Thu, Dec 26, 2013 - Page 7 News List

Astronauts complete rare Christmas Eve spacewalk

AP, CAPE CANAVERAL, Florida

Space station astronauts repaired a crippled cooling system during a rare Christmas Eve spacewalk on Tuesday, braving a “mini blizzard” of noxious ammonia as they popped in a new pump.

It was the second spacewalk in four days for US astronauts Rick Mastracchio and Michael Hopkins, and only the second Christmas Eve spacewalk ever.

NASA ordered up the spacewalks to revive a critical cooling loop at the International Space Station. All nonessential equipment had to be turned off when the line conked out on Dec. 11, and many science experiments were halted.

With Tuesday’s success, the cooling system should be restored and all equipment back up and running by this weekend, according to NASA.

“It’s the best Christmas ever,” Mission Control radioed as the seven-hour spacewalk came to a close.

“Merry Christmas to everybody,” Hopkins answered. “It took a couple weeks to get her done, but we got it.”

Mastracchio and Hopkins removed the faulty ammonia pump during Saturday’s spacewalk. On Tuesday, they installed the fresh pump.

Standing on the end of the station’s main robotic arm, Hopkins clutched the 353.8kg refrigerator-size pump with both hands as he headed toward its installation spot, and then slid it in.
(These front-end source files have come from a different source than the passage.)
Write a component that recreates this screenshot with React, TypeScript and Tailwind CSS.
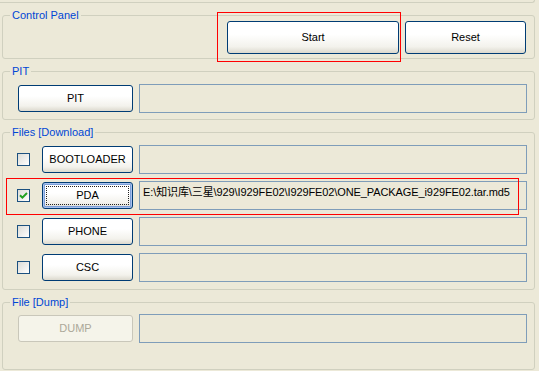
import React from "react";

const font = "font-['Liberation_Sans','Noto_Sans_CJK_SC',sans-serif]";

function GroupBox({ label, className, children }: { label?: string; className: string; children?: React.ReactNode }) {
  return (
    <div className={`relative rounded-[3px] border border-[#D0D0BF] ${className}`}>
      {label ? (
        <span className="absolute -top-[8px] left-[7px] bg-[#ECE9D8] px-[2px] leading-[14px] text-[#0046D5]">{label}</span>
      ) : null}
      {children}
    </div>
  );
}

function XpButton({ label, className, focused, disabled }: { label: string; className: string; focused?: boolean; disabled?: boolean }) {
  if (disabled) {
    return (
      <button
        type="button"
        className={`shrink-0 rounded-[3px] border border-[#C9C7BA] bg-[#F5F4EA] text-[#ACA899] ${className}`}
      >
        {label}
      </button>
    );
  }
  return (
    <button
      type="button"
      className={`relative shrink-0 rounded-[3px] border border-[#003C74] bg-gradient-to-b from-white from-40% via-[#F3F2EC] via-80% to-[#DCD9CE] text-black ${
        focused ? "shadow-[inset_0_0_0_1px_#A9C3EE,inset_0_0_0_2px_#7D9FD9]" : ""
      } ${className}`}
    >
      {focused ? <span className="pointer-events-none absolute inset-[3px] border border-dotted border-[#222]" /> : null}
      {label}
    </button>
  );
}

function PathBox({ value }: { value?: string }) {
  return (
    <div className="h-[29px] flex-1 overflow-hidden whitespace-nowrap border border-[#7F9DB9] bg-[#ECE9D8] pl-[3px] pt-[3px] leading-[14px] tracking-[-0.1px] text-black">
      {value}
    </div>
  );
}

function CheckBox({ checked }: { checked?: boolean }) {
  return (
    <span className="flex h-[13px] w-[13px] shrink-0 items-center justify-center border border-[#1C5180] bg-gradient-to-br from-[#DCDCD7] to-white">
      {checked ? (
        <svg width="9" height="9" viewBox="0 0 9 9">
          <path d="M1 4.2 L3.4 6.6 L8 2" fill="none" stroke="#21A121" strokeWidth="2" />
        </svg>
      ) : null}
    </span>
  );
}

const files = [
  { label: "BOOTLOADER", checked: false, value: "" },
  { label: "PDA", checked: true, value: "E:\\知识库\\三星\\929\\I929FE02\\I929FE02\\ONE_PACKAGE_i929FE02.tar.md5", focused: true },
  { label: "PHONE", checked: false, value: "" },
  { label: "CSC", checked: false, value: "" },
];

export default function App() {
  return (
    <div className={`relative h-[371px] w-[539px] overflow-hidden bg-[#ECE9D8] text-[11px] ${font}`}>
      <div className="h-[3px] w-[535px] rounded-br-[3px] border-b border-r border-[#D0D0BF]" />
      <div className="ml-[2px] mt-[12px] flex w-[533px] flex-col gap-[12px]">
        <GroupBox label="Control Panel" className="h-[44px]">
          <div className="flex justify-end gap-[6px] pr-[8px] pt-[5px]">
            <XpButton label="Start" className="h-[33px] w-[172px]" />
            <XpButton label="Reset" className="h-[33px] w-[121px]" />
          </div>
        </GroupBox>
        <GroupBox label="PIT" className="h-[49px]">
          <div className="flex items-center gap-[6px] pl-[15px] pr-[7px] pt-[12px]">
            <XpButton label="PIT" className="h-[27px] w-[115px]" />
            <PathBox />
          </div>
        </GroupBox>
        <GroupBox label="Files [Download]" className="h-[158px]">
          <div className="flex flex-col gap-[7px] pl-[14px] pr-[7px] pt-[12px]">
            {files.map((f) => (
              <div key={f.label} className="flex items-center">
                <CheckBox checked={f.checked} />
                <XpButton label={f.label} focused={f.focused} className="ml-[12px] mr-[6px] h-[27px] w-[91px]" />
                <PathBox value={f.value} />
              </div>
            ))}
          </div>
        </GroupBox>
        <GroupBox label="File [Dump]" className="h-[68px]">
          <div className="flex items-center gap-[6px] pl-[15px] pr-[7px] pt-[11px]">
            <XpButton label="DUMP" disabled className="h-[27px] w-[115px]" />
            <PathBox />
          </div>
        </GroupBox>
      </div>
      <div className="pointer-events-none absolute left-[217px] top-[12px] h-[50px] w-[184px] border border-[#FF0000]" />
      <div className="pointer-events-none absolute left-[6px] top-[178px] h-[37px] w-[513px] border border-[#FF0000]" />
    </div>
  );
}
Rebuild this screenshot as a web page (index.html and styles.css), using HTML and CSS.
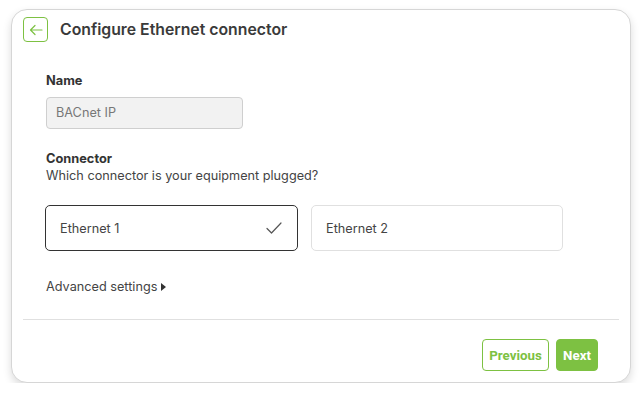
FILE: index.html
```html
<!DOCTYPE html>
<html lang="en">
<head>
<meta charset="utf-8">
<title>Configure Ethernet connector</title>
<link rel="stylesheet" href="styles.css">
</head>
<body>
<div class="card">
  <header class="head">
    <button class="back" aria-label="Back">
      <svg width="14" height="12" viewBox="0 0 14 12" fill="none" stroke="#7dc142" stroke-width="1.2" stroke-linecap="round" stroke-linejoin="round"><path d="M13 6H1.5M6 1.5L1.5 6L6 10.5"/></svg>
    </button>
    <h1 class="title">Configure Ethernet connector</h1>
  </header>
  <div class="body">
    <div class="label label-name">Name</div>
    <div class="input">BACnet IP</div>
    <div class="label label-conn">Connector</div>
    <div class="desc">Which connector is your equipment plugged?</div>
    <div class="options">
      <div class="opt opt-sel">
        <span>Ethernet 1</span>
        <svg width="16" height="12" viewBox="0 0 16 12" fill="none" stroke="#555" stroke-width="1.2" stroke-linecap="round" stroke-linejoin="round"><path d="M1 6.5L5.5 11L15 1"/></svg>
      </div>
      <div class="opt"><span>Ethernet 2</span></div>
    </div>
    <div class="adv">Advanced settings <span class="tri"></span></div>
  </div>
  <div class="divider"></div>
  <footer class="foot">
    <button class="btn btn-outline">Previous</button>
    <button class="btn btn-primary">Next</button>
  </footer>
</div>
</body>
</html>
```
FILE: styles.css
```css
* { box-sizing: border-box; }
html, body { margin: 0; padding: 0; background: #fff; }
body { font-family: Inter, "Noto Sans", sans-serif; color: #333; }

.card {
  margin: 9px 0 0 11px;
  width: 620px;
  height: 374px;
  border: 1px solid #d6d6d6;
  border-radius: 16px;
  background: #fff;
  box-shadow: 0 4px 8px rgba(0,0,0,0.14);
  padding: 0 11px;
  display: flex;
  flex-direction: column;
}

.head {
  display: flex;
  align-items: center;
  gap: 12px;
  padding-top: 7px;
  height: 32px;
}
.back {
  width: 25px;
  height: 25px;
  border: 1px solid #7dc142;
  border-radius: 4px;
  background: #fff;
  padding: 0;
  display: flex;
  align-items: center;
  justify-content: center;
}
.title {
  margin: 0;
  font-size: 15.8px;
  font-weight: 600;
  color: #3a3a3a;
  line-height: 20px;
}

.body {
  padding-left: 23px;
  display: flex;
  flex-direction: column;
  align-items: flex-start;
}
.label {
  font-size: 12.8px;
  font-weight: 700;
  line-height: 16px;
  color: #333;
}
.label-name { margin-top: 31px; }
.input {
  margin-top: 8px;
  width: 197px;
  height: 32px;
  border: 1px solid #cfcfcf;
  border-radius: 4px;
  background: #f2f2f2;
  color: #777;
  font-size: 12.7px;
  line-height: 30px;
  padding-left: 9px;
}
.label-conn { margin-top: 22px; }
.desc {
  margin-top: 1px;
  font-size: 12.7px;
  line-height: 16px;
  color: #444;
}
.options {
  margin-top: 21px;
  margin-left: -1px;
  display: flex;
  gap: 13px;
}
.opt {
  width: 253px;
  height: 46px;
  border: 1px solid #e0e0e0;
  border-radius: 5px;
  display: flex;
  align-items: center;
  justify-content: space-between;
  padding: 0 15px 0 14px;
  font-size: 12.7px;
  color: #444;
}
.opt + .opt { width: 252px; }
.opt-sel { border-color: #333; }
.adv {
  margin-top: 28px;
  font-size: 12.7px;
  line-height: 16px;
  color: #444;
  display: flex;
  align-items: center;
  gap: 4px;
}
.tri {
  width: 0;
  height: 0;
  border-top: 4px solid transparent;
  border-bottom: 4px solid transparent;
  border-left: 5px solid #333;
}

.divider {
  margin-top: 24px;
  height: 1px;
  background: #e0e0e0;
}

.foot {
  display: flex;
  justify-content: flex-end;
  gap: 7px;
  padding: 19px 21px 0 0;
}
.btn {
  height: 32px;
  border-radius: 4px;
  font-family: Roboto, "Liberation Sans", sans-serif;
  font-weight: 700;
  font-size: 13.3px;
  padding: 0;
  cursor: pointer;
}
.btn-outline {
  border: 1px solid #7dc142;
  background: #fff;
  color: #7dc142;
  width: 67px;
}
.btn-primary {
  border: 1px solid #7dc142;
  background: #7dc142;
  color: #fff;
  width: 42px;
}
```
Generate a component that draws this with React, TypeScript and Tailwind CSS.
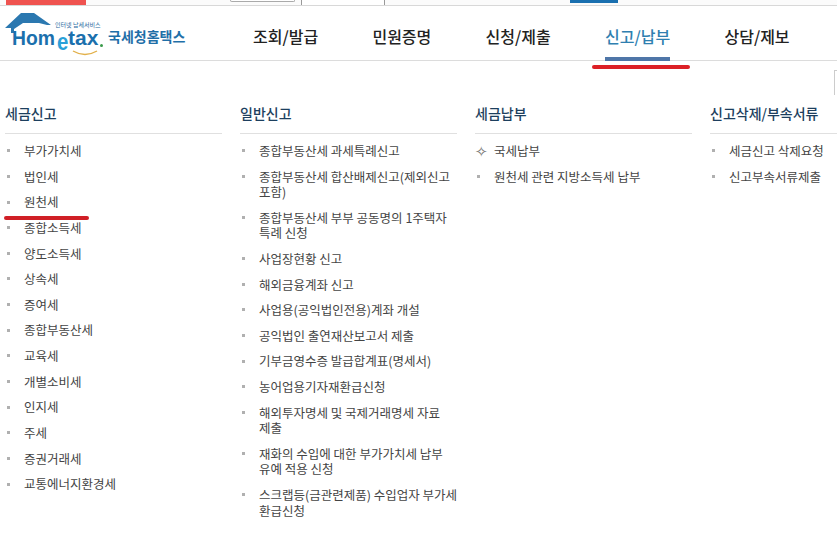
const FONT = "font-['Noto_Sans_CJK_KR','Noto_Sans',sans-serif]";
const LATIN = "font-['Liberation_Sans',sans-serif] font-bold";

const NAV = ["조회/발급", "민원증명", "신청/제출", "신고/납부", "상담/제보"];

const COLUMNS = [
  {
    title: "세금신고",
    items: [
      "부가가치세", "법인세", "원천세", "종합소득세", "양도소득세", "상속세", "증여세",
      "종합부동산세", "교육세", "개별소비세", "인지세", "주세", "증권거래세", "교통에너지환경세",
    ],
  },
  {
    title: "일반신고",
    items: [
      "종합부동산세 과세특례신고",
      "종합부동산세 합산배제신고(제외신고 포함)",
      "종합부동산세 부부 공동명의 1주택자 특례 신청",
      "사업장현황 신고",
      "해외금융계좌 신고",
      "사업용(공익법인전용)계좌 개설",
      "공익법인 출연재산보고서 제출",
      "기부금영수증 발급합계표(명세서)",
      "농어업용기자재환급신청",
      "해외투자명세 및 국제거래명세 자료 제출",
      "재화의 수입에 대한 부가가치세 납부 유예 적용 신청",
      "스크랩등(금관련제품) 수입업자 부가세 환급신청",
    ],
  },
  { title: "세금납부", items: ["국세납부", "원천세 관련 지방소득세 납부"] },
  { title: "신고삭제/부속서류", items: ["세금신고 삭제요청", "신고부속서류제출"] },
];

function Logo() {
  return (
    <div className="flex h-[46px] w-[180px] shrink-0 items-start">
      <div className="relative h-[46px] w-[103px] shrink-0">
        <svg viewBox="0 0 52 24" className="absolute left-0 top-0 h-[24px] w-[52px]">
          <path d="M0 19 L16 4 H29 L46 16 H42 L34 14 L18 14 L9 20 V24 H6 V19 Z" fill="#2b78b0" />
        </svg>
        <span className="absolute left-[50px] top-[12px] whitespace-nowrap text-[6px] leading-[7px] text-[#2b6aa0]">
          인터넷 납세서비스
        </span>
        <div className="absolute left-[7px] top-[21px] flex items-start">
          <span className={`${LATIN} w-[45px] origin-left scale-x-[0.92] text-[21px] leading-[16px] text-[#1b70ad]`}>Hom</span>
          <span className={`${LATIN} mt-[4px] w-[11px] origin-left scale-x-[0.85] text-[24px] leading-[16px] text-[#29a0d8]`}>e</span>
          <span className={`${LATIN} w-[32px] text-[21px] leading-[16px] text-[#1b70ad]`}>tax</span>
          <span className="mt-[14px] h-[3px] w-[3px] rounded-full bg-[#3a9a4a]" />
        </div>
        <svg viewBox="0 0 26 6" className="absolute left-[67px] top-[41px] h-[6px] w-[26px]">
          <path d="M1 1 Q13 8 25 1" fill="none" stroke="#e2b04a" strokeWidth="1.4" />
        </svg>
      </div>
      <span className="mt-[17px] whitespace-nowrap text-[14px] font-bold leading-[20px] text-[#1f6fa8]">
        국세청홈택스
      </span>
    </div>
  );
}

export default function App() {
  return (
    <div className={`${FONT} relative h-[539px] w-[837px] overflow-hidden bg-white`}>
      {/* cut off strip of the page above */}
      <div className="flex h-[6px] items-start border-b border-[#d8d8d8] bg-[#fbfbfb] pl-[6px]">
        <div className="h-[5px] w-[80px] bg-[#ef5350]" />
        <div className="ml-[144px] h-[2px] w-[65px] rounded-b-sm border-x border-b border-[#aaa] bg-white" />
        <div className="ml-[6px] h-[5px] w-[84px] border-x border-[#999] bg-white" />
        <div className="ml-[185px] h-[3px] w-[48px] bg-[#1a70b0]" />
      </div>

      <header className="flex h-[55px] items-start border-b border-[#dcdcdc] pl-[5px]">
        <div className="mt-[3px]">
          <Logo />
        </div>
        <nav className="ml-[68px] flex gap-[54.3px] pt-[18px]">
          {NAV.map((label, i) => (
            <div key={label} className="relative">
              <span className={`whitespace-nowrap text-[16px] font-medium leading-[22px] ${i === 3 ? "text-[#2f7fb0]" : "text-[#222]"}`}>
                {label}
              </span>
              {i === 3 && <div className="absolute left-0 top-[33px] h-[4px] w-full bg-[#4f76a8]" />}
            </div>
          ))}
        </nav>
      </header>

      <main className="flex gap-[18px] pl-[5px] pt-[39px]">
        {COLUMNS.map((col, c) => (
          <section key={col.title} className="w-[217px] shrink-0">
            <h2 className="h-[34px] whitespace-nowrap border-b border-[#e0e0e0] text-[14px] font-medium leading-[26px] text-[#1d3f5e]">
              {col.title}
            </h2>
            <ul className="flex flex-col gap-[10.15px] pt-[9px]">
              {col.items.map((item, i) => (
                <li key={item} className="flex text-[12.5px] leading-[15.5px] text-[#444]">
                  <span className="flex h-[15.5px] w-[19px] shrink-0 items-center pl-[2px]">
                    {c === 2 && i === 0 ? (
                      <span className="-ml-[2px] text-[15px] leading-none text-[#777]">✧</span>
                    ) : (
                      <span className="h-[3px] w-[3px] bg-[#b0b0b0]" />
                    )}
                  </span>
                  <span className={c === 1 ? "w-[202px] shrink-0 break-keep" : "whitespace-nowrap"}>{item}</span>
                </li>
              ))}
            </ul>
          </section>
        ))}
      </main>

      {/* hand-drawn red marks over the page */}
      <div className="absolute left-[592px] top-[65px] h-[4px] w-[98px] rounded-full bg-[#dc2026]" />
      <div className="absolute left-[4px] top-[216px] h-[4px] w-[85px] rounded-full bg-[#d01f26]" />
      <div className="absolute left-[834px] top-[70px] h-[25px] w-[3px] border-l border-t border-[#ccc]" />
    </div>
  );
}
A Japanese astronaut working inside, Koichi Wakata, gingerly steered the arm and its precious load.

“Mike Hopkins taking a special sleigh ride on this Christmas Eve,” Mission Control commentator Rob Navias said as the space station soared over the Pacific Ocean.

It was slow going because of a balky ammonia fluid line that sent frozen flakes of the extremely toxic substance straight at the men — “a mini blizzard,” as Mission Control called it. The spacewalkers reported being surrounded by big chunks of the stuff that bounced off equipment and, in all probability, their suits.

The ammonia needed to dissipate from their suits before the pair returned inside, to avoid further contamination.

“Wow,” Hopkins said after the fourth and final fluid line was hooked to the new pump.

The electrical hookups went more smoothly, and six hours into the spacewalk, Hopkins finally called down: “Houston, you’ve got yourself a new pump module.”

Christmas references filled the radio waves as the action unfolded 418km above the planet.

“It’s like Christmas morning opening up a little present here,” Mastracchio said as he checked his toolkit.

Later, as he worked to remove the spare pump from its storage shelf, he said: “Now it really feels like I’m unwrapping a present.”

Mission Control in Houston was in a festive mood, despite the gravity of the situation. Tabletop Christmas trees, Santa dolls and red Santa caps decorated the desks.

NASA’s only previous Christmas Eve spacewalk occurred in 1999 during a Hubble Space Telescope repair mission.

NASA’s most memorable Christmas Eve was on Dec. 24, 1968. Apollo 8 astronauts read from Genesis, the first book of the bible, as they orbited the moon on mankind’s first lunar flight.

A bad valve in the ammonia pump caused the latest breakdown.

Another team of spacewalking astronauts installed that pump just three years ago, and engineers are perplexed as to why it did not last longer. NASA hopes to salvage it in the years ahead.

The 2010 replacement required three spacewalks because of the difficulty in removing pressurized ammonia fluid lines. This time, the astronauts managed to squeeze everything into two days after NASA reduced the pressure and simplified the task.